Arquita

Bíblicamente el mundo no terminará por agua. Hay un puente colorido entre la tierra y el cielo que no es meramente la reflexión de luz por el agua en la atmósfera. Esperen para emitir el juicio que les sale por la boca en este instante. Yo hago ciencia, me han dicho y me digo, y también hago la tarea de creer sin evidencias, aún. La ciencia es interrogarse basado en asunciones, creer que hay una respuesta escondida, una explicación ignota a un problema vigente. La ciencia es interpretación de misterios. Yo interpreto algunos misterios, otros, me explican a mí. Yo hago la ciencia elevada del creer.

Creo que no habrá desvanecimiento del mundo como lo conocemos a través del líquido de vida, ya sea del cielo o de las entrañas de la tierra, ya sea precipitado o derretido de cada extremo puntiagudo del globo. Pero ya fuera lo mismo por inundación o por reducción a cenizas, quisiera tener una arquita, sí, el diminutivo de arca.

Será chiquita como yo. Contendrá una caja con tubos de secuencias genéticas en forma de plásmidos -para que sean estables a temperatura ambiente por un largo periodo de tiempo. Tendrá también el cuaderno de canto dorado que me diera mi «roommate» para escribir poesía, y un lápiz. Cualquier equipo electrónico sobraría sin fuente de energía. Y cualquier energía, otra que la humana, estaría en exceso igualmente. Tendrá una Biblia, obvio, y algunos de los versos sencillos de José Martí.

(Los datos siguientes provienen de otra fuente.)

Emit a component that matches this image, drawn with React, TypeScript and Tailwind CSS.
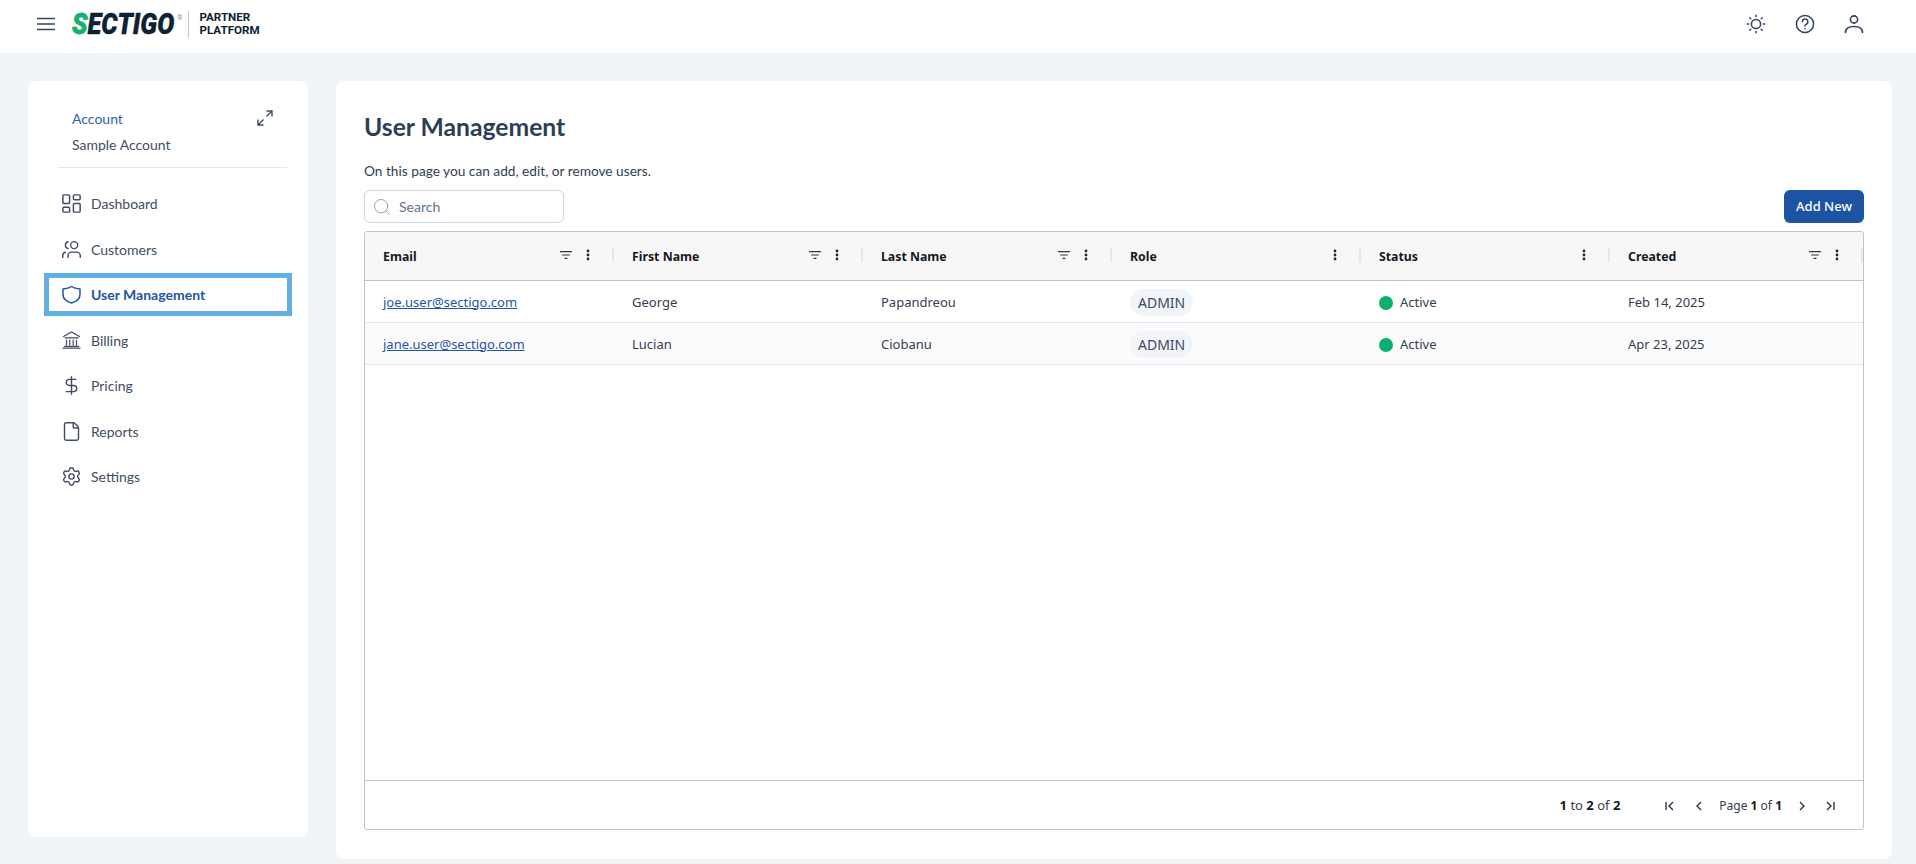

Si no pudiera elegir a nadie más que yo, por limitación del espacio en mi arca pequeñita, me tendré que contentar conmigo misma y los trozos de la gente que amo personificados en objetos simples: una funda de almohada bordada con mis iniciales por mi mamá – para que no se me olvide como me nombraron una vez fuera de su útero- un pulóver de los Braves con alusión a su victoria en el último campeonato de béisbol que me regaló mi papá, un colibrí tallado en madera que me dio mi hermano, la figurita de la pirámide de la luna de Tenochtitlán que me obsequiara mi querido amigo, el anillo de fantasía con piedrecita verde que me diera mi amiga tiempo antes de dejar mi país, y el granito de lenteja que guardo dentro de un cofre de unos diez centímetros cuadrados acompañado de la frase: “aquí cabe toda la gloria del mundo”.